[BEGIN]

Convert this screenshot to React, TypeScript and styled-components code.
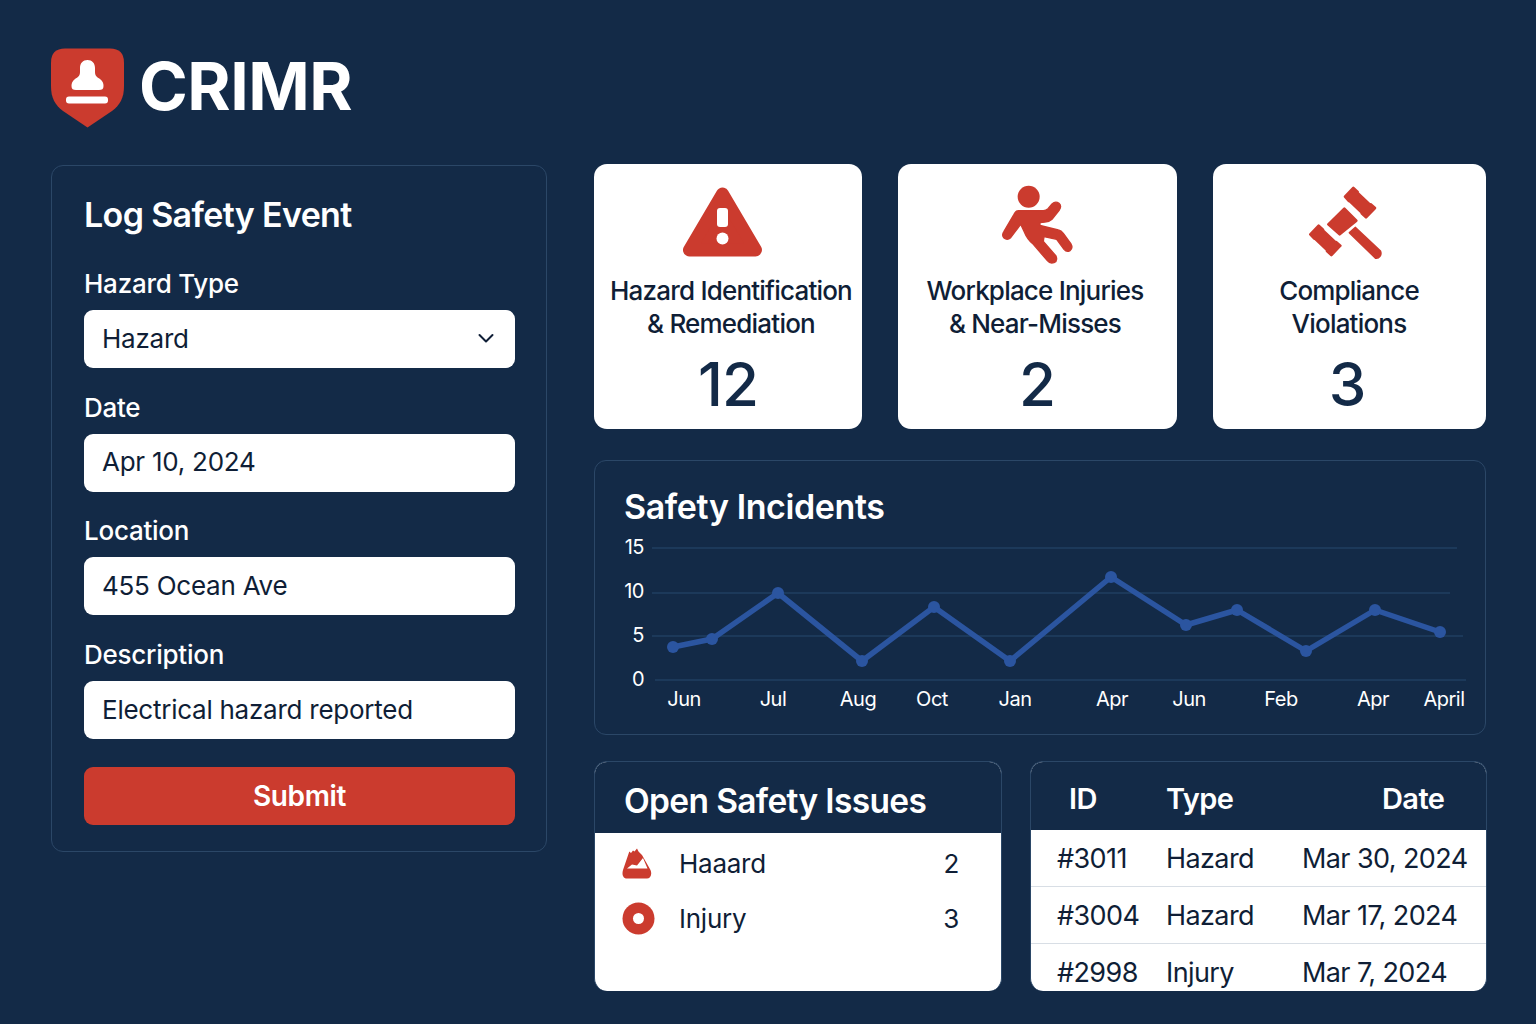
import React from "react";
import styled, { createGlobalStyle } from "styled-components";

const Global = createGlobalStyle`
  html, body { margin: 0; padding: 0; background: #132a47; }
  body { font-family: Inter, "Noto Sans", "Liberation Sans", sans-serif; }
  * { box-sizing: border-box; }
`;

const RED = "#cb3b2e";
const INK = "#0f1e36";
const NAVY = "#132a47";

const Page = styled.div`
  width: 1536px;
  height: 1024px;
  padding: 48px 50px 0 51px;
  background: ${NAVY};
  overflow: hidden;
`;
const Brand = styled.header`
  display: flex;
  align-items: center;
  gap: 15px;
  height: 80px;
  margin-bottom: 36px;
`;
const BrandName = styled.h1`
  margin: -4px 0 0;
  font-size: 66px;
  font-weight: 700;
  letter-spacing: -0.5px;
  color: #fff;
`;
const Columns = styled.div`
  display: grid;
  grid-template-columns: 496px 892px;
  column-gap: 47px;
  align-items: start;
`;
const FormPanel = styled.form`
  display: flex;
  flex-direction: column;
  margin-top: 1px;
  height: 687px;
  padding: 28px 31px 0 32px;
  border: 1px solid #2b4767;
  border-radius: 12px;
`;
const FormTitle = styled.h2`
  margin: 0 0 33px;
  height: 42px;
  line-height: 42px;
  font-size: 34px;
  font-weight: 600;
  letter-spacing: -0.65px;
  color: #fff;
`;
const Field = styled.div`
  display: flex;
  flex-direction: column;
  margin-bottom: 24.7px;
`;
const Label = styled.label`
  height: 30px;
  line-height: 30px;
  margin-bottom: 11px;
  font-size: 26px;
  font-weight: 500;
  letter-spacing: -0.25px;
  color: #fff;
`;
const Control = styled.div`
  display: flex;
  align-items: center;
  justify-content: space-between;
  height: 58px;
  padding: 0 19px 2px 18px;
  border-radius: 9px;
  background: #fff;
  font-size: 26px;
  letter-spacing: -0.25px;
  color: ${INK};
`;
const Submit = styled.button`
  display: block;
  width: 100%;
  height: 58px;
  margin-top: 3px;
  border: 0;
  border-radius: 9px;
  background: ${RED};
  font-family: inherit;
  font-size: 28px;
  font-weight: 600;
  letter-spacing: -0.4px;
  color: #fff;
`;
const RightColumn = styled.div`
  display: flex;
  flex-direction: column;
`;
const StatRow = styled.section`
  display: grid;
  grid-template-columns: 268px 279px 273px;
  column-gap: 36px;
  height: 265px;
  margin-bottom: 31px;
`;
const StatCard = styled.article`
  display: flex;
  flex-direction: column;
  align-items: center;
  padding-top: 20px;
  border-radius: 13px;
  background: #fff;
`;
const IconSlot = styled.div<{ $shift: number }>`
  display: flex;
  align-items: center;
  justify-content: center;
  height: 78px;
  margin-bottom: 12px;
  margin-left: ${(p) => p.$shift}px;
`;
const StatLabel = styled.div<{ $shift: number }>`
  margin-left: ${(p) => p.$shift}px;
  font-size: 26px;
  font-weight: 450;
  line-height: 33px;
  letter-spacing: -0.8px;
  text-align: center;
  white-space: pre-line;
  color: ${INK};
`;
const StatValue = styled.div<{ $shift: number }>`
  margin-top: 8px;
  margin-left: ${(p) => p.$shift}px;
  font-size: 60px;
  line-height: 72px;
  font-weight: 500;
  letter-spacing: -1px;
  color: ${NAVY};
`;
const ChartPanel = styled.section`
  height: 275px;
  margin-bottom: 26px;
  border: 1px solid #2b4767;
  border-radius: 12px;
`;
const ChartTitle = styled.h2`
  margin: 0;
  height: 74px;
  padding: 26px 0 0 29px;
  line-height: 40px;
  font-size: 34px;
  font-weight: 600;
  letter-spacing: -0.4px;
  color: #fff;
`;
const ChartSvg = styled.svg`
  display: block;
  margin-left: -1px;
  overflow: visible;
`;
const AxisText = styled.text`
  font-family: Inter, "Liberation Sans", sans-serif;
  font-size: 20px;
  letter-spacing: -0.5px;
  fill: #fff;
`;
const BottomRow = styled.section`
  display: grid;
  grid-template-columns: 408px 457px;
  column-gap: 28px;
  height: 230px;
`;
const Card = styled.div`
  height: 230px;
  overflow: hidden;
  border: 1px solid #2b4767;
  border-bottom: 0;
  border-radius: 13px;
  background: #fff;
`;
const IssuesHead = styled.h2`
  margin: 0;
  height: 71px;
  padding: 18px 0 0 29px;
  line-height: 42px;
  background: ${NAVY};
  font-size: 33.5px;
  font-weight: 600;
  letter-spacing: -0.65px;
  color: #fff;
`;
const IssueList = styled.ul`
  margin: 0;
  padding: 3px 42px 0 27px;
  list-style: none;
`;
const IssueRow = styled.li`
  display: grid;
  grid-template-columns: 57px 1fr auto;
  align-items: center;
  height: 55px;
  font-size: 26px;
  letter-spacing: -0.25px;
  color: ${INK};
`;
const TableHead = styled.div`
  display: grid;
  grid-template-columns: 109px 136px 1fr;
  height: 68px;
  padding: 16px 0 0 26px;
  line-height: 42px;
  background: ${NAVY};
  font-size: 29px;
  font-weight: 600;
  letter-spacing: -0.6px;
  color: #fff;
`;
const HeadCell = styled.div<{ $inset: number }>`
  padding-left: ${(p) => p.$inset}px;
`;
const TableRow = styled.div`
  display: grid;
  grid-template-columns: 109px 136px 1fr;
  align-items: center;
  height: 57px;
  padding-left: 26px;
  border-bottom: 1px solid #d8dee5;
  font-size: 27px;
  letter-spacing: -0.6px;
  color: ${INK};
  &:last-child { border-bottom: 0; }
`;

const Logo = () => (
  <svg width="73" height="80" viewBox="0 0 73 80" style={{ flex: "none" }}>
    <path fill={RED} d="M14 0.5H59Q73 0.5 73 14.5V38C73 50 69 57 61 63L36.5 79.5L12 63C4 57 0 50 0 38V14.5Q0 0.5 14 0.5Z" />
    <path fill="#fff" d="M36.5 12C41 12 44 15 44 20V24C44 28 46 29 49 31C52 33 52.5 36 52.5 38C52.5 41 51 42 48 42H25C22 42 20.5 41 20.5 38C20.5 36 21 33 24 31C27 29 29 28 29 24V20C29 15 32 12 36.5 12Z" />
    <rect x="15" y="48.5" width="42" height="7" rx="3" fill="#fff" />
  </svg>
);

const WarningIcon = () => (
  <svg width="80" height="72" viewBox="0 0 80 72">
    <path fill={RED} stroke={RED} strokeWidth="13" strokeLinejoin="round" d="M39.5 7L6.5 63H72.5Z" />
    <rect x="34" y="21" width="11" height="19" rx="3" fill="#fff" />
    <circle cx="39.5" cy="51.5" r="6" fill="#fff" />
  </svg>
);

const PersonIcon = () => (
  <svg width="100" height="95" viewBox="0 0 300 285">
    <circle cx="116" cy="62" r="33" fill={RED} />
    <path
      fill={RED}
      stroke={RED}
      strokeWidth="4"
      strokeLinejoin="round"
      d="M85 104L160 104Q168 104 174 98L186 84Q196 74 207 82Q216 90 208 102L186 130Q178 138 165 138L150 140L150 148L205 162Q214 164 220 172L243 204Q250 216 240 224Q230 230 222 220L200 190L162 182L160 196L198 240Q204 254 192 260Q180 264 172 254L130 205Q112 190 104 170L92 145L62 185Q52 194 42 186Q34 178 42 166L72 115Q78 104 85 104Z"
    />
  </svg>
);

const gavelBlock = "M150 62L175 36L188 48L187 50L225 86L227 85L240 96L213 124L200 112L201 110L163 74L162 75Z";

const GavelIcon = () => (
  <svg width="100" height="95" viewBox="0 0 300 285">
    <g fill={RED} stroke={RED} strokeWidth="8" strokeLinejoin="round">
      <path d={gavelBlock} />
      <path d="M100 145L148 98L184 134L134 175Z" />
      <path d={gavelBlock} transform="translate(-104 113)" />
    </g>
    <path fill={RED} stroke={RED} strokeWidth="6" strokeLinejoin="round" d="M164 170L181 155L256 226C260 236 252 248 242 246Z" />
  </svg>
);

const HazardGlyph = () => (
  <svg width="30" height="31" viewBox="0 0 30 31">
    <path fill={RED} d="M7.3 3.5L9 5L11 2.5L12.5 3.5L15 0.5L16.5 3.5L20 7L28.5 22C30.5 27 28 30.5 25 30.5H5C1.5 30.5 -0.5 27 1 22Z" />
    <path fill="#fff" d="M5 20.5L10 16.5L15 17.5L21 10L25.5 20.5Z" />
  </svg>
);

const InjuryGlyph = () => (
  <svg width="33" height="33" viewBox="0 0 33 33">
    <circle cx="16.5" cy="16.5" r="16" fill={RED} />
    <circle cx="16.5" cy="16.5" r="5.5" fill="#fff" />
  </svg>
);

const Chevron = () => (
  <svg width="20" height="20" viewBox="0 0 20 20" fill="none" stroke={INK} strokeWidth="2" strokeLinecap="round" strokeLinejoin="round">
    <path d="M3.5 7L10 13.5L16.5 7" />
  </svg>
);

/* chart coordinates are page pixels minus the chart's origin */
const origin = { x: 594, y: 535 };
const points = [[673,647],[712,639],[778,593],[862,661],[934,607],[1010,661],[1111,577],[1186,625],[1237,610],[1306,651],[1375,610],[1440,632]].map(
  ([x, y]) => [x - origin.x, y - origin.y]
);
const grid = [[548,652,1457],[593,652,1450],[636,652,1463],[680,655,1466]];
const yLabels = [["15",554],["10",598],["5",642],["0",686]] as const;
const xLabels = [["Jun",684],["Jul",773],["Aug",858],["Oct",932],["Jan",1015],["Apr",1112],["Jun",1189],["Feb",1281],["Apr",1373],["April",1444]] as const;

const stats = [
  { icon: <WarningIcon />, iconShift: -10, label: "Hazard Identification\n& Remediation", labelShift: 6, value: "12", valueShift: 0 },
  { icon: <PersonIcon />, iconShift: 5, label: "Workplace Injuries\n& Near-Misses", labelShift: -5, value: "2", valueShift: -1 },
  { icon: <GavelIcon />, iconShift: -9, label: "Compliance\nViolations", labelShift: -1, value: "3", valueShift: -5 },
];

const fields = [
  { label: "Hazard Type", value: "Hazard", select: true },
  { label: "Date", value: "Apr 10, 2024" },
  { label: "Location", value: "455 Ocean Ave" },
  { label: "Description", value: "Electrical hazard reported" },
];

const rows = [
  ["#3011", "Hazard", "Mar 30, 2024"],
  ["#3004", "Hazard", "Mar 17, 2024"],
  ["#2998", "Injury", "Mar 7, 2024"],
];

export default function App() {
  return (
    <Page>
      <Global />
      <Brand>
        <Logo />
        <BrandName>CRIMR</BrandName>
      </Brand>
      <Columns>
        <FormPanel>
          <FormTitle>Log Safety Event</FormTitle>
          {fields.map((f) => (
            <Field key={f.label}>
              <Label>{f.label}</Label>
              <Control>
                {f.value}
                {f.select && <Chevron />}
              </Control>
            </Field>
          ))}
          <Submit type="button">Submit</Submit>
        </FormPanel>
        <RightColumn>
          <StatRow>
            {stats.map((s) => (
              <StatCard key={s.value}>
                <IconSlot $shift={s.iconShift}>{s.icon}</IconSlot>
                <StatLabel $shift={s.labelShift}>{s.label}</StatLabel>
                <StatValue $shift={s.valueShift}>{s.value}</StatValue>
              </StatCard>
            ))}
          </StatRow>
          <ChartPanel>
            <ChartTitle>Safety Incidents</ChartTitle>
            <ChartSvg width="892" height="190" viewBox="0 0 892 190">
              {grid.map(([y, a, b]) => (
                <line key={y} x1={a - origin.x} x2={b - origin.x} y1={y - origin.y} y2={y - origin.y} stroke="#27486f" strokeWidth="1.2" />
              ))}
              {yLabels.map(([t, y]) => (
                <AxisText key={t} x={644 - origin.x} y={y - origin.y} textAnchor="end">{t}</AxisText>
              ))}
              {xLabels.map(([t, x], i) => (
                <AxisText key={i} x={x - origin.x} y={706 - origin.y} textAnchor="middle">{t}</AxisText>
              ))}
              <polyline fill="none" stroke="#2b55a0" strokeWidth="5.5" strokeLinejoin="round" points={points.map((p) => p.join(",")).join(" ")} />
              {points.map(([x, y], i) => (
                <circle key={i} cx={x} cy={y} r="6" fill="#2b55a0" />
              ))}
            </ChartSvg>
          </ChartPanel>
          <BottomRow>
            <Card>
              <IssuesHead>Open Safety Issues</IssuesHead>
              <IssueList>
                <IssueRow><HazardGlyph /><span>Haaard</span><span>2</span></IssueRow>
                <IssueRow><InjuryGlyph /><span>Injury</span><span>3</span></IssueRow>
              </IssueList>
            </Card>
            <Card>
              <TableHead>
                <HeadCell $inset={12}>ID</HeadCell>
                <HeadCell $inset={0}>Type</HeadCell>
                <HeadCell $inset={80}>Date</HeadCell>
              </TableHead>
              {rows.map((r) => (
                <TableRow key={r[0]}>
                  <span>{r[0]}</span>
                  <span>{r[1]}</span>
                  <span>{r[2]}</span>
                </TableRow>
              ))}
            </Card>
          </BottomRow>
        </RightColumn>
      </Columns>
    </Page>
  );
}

[END]

Problem to solve:
Show every line above in which the word "React" occurs.

Written response:
Convert this screenshot to React, TypeScript and styled-components code.
import React from "react";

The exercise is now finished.